START

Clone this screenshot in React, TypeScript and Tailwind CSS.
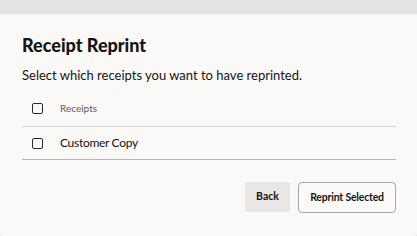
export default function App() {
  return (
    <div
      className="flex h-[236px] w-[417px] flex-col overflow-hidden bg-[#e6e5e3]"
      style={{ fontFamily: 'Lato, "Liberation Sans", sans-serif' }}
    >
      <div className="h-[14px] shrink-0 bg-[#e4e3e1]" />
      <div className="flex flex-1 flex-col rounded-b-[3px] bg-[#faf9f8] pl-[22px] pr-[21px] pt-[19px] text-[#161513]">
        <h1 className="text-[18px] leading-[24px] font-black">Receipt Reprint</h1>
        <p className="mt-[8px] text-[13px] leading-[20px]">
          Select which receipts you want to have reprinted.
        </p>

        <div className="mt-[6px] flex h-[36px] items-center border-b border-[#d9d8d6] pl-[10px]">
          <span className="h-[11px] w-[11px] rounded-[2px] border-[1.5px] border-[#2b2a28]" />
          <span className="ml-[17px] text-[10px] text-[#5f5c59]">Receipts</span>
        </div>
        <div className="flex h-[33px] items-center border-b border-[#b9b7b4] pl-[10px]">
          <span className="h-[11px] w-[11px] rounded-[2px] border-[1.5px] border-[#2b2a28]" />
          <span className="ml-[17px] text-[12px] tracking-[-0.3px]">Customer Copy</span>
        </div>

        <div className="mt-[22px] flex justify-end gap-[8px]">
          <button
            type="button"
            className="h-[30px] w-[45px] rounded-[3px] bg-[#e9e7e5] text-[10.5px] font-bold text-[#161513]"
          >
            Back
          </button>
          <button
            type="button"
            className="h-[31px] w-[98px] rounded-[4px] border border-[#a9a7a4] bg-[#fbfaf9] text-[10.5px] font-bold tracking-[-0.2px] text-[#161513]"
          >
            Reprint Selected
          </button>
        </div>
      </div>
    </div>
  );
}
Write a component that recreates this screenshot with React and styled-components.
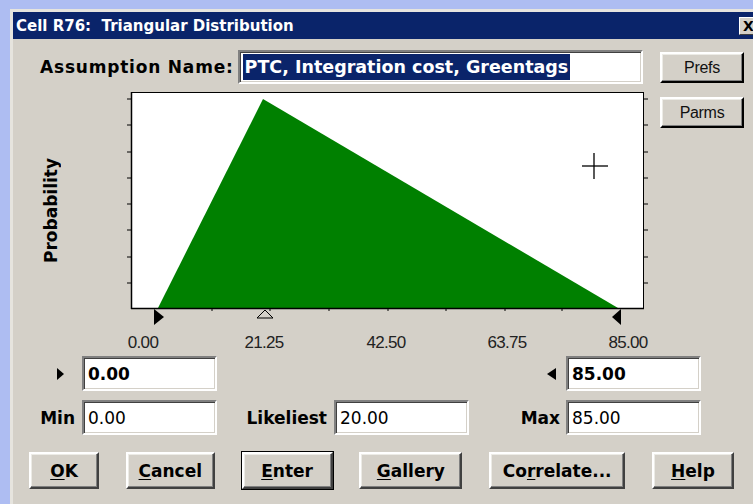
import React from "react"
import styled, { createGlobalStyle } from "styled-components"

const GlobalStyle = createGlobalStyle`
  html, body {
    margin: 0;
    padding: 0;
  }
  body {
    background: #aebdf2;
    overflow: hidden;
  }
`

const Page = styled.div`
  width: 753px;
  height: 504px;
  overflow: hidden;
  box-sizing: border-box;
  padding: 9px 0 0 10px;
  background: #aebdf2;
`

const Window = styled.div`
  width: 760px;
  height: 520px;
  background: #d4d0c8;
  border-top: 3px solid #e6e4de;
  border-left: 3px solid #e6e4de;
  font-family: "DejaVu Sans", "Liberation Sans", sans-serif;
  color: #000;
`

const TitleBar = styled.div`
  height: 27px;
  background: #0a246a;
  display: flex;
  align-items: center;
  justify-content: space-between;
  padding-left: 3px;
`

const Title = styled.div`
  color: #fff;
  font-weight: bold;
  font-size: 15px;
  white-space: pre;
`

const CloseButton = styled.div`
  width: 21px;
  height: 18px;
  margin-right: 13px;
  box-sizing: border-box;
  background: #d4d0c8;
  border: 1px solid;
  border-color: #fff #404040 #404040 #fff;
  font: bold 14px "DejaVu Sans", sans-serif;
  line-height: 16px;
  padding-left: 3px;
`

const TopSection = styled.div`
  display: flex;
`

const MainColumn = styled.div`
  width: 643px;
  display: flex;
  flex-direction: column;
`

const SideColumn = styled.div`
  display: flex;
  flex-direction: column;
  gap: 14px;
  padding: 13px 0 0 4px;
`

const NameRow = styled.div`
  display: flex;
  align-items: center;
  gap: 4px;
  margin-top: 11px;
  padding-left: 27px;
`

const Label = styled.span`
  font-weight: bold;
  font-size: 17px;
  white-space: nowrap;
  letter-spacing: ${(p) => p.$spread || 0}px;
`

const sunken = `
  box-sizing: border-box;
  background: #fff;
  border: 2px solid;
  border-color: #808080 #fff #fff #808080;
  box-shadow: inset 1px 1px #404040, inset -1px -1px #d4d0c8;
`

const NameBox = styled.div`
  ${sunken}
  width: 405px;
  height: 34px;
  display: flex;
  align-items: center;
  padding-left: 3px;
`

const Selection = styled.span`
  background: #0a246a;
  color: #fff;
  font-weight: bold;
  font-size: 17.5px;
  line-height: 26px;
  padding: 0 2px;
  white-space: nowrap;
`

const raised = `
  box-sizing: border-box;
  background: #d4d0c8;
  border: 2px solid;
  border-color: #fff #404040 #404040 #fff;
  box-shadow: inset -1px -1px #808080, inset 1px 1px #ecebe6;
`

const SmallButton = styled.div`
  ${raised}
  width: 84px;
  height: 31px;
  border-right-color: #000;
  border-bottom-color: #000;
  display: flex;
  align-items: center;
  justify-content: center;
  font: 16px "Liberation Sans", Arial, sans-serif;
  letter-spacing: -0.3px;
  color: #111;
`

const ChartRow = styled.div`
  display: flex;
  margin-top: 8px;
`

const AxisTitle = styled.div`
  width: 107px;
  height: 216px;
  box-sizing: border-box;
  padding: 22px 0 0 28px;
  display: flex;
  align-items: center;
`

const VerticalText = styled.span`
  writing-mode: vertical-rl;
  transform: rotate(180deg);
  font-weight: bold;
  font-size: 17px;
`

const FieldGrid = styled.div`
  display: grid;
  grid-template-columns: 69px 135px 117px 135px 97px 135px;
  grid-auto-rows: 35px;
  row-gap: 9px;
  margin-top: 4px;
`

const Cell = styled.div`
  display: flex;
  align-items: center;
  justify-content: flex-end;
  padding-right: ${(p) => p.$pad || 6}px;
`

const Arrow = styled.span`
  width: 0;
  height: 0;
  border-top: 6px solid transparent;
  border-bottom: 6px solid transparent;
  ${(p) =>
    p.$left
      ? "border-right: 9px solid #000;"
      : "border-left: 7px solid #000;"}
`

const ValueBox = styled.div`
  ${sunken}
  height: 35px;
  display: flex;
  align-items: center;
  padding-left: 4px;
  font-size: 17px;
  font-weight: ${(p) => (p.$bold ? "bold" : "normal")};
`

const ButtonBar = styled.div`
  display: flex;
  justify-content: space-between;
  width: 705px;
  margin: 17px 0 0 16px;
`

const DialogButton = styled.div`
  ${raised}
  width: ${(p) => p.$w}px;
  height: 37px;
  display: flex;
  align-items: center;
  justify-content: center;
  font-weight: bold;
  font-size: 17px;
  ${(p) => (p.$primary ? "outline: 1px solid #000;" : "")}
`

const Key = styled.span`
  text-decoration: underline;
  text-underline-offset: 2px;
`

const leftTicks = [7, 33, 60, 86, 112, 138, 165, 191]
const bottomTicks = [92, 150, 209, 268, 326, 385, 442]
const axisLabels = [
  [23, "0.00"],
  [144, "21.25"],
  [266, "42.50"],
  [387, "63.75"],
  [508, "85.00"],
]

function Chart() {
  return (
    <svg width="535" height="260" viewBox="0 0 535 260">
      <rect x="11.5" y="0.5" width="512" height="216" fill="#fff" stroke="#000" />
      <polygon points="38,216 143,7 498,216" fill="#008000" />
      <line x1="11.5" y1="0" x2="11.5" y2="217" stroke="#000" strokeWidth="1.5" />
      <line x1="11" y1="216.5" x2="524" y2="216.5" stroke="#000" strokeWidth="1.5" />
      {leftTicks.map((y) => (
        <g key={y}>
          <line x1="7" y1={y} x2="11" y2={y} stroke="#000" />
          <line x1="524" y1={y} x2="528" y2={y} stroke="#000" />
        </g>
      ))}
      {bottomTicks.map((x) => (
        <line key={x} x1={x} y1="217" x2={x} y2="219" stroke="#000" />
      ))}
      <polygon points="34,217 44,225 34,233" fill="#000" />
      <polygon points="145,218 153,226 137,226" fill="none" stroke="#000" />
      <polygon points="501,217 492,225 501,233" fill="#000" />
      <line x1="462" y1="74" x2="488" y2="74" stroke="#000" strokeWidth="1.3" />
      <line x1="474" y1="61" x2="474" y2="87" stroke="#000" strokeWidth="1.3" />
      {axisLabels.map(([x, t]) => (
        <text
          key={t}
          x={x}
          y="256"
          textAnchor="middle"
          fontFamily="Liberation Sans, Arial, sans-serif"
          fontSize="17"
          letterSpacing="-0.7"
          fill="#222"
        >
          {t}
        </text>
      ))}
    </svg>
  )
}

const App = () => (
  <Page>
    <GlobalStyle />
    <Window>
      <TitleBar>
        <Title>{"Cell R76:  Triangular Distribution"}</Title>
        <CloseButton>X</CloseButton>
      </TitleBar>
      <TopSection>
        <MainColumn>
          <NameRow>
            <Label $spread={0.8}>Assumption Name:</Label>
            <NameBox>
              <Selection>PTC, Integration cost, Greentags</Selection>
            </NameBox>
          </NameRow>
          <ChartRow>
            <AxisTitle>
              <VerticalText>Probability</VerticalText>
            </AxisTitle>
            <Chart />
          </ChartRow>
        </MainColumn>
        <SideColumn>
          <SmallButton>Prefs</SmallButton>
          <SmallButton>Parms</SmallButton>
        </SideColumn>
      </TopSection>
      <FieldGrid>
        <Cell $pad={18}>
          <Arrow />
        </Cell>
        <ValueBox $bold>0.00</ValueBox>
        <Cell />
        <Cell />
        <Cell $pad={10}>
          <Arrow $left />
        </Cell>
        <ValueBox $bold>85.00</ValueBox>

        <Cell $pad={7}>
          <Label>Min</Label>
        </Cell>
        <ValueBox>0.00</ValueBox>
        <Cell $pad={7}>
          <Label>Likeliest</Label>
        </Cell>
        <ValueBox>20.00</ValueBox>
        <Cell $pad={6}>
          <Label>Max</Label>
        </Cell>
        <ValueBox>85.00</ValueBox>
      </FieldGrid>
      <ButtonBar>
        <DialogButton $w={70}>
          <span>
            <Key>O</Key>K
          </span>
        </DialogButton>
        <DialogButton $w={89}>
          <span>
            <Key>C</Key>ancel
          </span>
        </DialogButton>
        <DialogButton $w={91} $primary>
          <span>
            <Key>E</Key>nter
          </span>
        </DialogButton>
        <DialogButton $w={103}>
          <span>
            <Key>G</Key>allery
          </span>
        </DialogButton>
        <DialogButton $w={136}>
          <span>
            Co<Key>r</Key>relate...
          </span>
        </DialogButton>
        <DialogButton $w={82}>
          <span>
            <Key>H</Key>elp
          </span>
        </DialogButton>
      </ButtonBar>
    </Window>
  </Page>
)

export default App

END

WHAT IS REQUIRED: Each line in the listing above that contains "screenshot" should be copied.

IN RESPONSE:
Clone this screenshot in React, TypeScript and Tailwind CSS.
Write a component that recreates this screenshot with React and styled-components.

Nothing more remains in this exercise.